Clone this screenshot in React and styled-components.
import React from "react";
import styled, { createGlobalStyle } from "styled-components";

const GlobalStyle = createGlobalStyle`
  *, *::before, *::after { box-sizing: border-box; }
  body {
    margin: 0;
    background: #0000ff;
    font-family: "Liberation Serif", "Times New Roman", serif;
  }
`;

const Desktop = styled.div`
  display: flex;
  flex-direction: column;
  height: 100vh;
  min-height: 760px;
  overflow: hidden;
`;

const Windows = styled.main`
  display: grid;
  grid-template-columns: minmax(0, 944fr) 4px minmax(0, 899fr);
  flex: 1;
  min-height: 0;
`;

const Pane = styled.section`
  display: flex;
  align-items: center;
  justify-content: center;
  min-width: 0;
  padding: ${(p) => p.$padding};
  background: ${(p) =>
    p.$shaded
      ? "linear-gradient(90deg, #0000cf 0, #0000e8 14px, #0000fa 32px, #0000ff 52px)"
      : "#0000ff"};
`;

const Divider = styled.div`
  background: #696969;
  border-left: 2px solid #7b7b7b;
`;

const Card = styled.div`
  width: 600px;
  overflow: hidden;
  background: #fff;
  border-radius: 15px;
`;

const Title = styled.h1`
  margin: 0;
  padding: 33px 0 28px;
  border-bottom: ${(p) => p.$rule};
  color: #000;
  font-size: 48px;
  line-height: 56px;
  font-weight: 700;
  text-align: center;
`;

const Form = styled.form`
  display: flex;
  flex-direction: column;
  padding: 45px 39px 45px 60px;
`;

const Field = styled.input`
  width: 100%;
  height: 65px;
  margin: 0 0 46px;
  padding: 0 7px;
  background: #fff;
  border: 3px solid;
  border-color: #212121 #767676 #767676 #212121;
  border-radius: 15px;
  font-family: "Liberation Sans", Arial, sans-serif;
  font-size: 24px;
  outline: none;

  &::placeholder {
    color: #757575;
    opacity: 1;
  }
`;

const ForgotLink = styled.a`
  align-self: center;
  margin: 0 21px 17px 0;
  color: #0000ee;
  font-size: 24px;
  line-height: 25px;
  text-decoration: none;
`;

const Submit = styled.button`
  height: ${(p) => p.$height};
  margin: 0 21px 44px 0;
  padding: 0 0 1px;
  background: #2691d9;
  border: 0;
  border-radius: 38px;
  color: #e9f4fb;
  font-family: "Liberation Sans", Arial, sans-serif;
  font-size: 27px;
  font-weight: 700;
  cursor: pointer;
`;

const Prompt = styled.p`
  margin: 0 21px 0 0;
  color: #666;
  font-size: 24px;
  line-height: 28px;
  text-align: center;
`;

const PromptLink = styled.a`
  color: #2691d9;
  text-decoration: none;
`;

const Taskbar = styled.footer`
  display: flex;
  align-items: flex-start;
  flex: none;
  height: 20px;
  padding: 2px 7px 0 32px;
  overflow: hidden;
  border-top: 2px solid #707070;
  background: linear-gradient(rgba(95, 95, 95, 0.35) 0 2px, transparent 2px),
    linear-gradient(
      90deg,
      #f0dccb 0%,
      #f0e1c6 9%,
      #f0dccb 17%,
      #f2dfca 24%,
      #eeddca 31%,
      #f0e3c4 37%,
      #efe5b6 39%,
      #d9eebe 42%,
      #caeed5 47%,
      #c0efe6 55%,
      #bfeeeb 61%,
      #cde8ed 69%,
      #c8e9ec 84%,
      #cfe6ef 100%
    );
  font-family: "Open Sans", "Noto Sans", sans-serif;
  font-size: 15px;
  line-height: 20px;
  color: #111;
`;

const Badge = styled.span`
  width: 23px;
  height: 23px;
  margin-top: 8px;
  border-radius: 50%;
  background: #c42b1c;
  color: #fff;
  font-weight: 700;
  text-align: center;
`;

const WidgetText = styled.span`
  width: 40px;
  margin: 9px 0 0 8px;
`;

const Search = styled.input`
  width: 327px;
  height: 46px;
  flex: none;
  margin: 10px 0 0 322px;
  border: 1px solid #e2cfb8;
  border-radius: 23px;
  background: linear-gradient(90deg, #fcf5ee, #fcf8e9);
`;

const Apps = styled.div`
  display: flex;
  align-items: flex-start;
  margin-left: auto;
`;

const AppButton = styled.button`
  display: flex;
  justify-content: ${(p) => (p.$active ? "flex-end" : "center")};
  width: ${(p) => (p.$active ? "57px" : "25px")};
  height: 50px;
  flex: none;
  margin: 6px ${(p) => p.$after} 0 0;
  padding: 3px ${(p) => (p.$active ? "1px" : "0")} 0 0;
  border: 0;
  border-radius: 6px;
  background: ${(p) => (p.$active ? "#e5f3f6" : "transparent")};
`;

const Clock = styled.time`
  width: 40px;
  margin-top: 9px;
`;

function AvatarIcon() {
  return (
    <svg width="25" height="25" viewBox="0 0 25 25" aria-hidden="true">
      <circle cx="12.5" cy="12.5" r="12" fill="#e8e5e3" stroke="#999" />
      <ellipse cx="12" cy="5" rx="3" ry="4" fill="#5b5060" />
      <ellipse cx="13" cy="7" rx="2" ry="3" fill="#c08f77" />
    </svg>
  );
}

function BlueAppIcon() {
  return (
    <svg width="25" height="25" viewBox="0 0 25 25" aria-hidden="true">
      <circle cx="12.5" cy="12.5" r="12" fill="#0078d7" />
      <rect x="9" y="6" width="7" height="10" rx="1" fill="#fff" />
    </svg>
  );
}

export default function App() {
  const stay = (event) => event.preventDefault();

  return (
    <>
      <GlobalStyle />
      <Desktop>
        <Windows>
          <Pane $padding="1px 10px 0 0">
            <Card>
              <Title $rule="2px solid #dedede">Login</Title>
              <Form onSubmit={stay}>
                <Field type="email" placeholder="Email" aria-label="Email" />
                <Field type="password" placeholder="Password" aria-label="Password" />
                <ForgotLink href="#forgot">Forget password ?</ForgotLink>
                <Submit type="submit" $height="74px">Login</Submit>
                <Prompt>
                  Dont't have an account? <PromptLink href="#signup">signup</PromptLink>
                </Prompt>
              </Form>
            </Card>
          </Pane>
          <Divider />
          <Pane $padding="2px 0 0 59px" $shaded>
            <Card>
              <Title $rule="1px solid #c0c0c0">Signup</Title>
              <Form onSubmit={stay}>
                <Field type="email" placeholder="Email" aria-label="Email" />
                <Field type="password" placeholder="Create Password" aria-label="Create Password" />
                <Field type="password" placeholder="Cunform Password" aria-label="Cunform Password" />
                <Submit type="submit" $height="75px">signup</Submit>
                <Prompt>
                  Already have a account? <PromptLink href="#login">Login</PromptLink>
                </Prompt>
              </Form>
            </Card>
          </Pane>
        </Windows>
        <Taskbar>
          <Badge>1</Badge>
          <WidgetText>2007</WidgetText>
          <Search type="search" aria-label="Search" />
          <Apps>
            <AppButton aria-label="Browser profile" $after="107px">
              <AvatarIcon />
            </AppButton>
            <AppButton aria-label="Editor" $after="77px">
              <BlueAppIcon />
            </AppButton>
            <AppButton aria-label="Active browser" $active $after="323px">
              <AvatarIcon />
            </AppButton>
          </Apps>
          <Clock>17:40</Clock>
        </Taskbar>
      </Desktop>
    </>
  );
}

══════════════════════════════

▶ WORK TO DO
Only a number is wanted: how many lines of the data above contain "components"?

▶ WRITTEN SOLUTION
2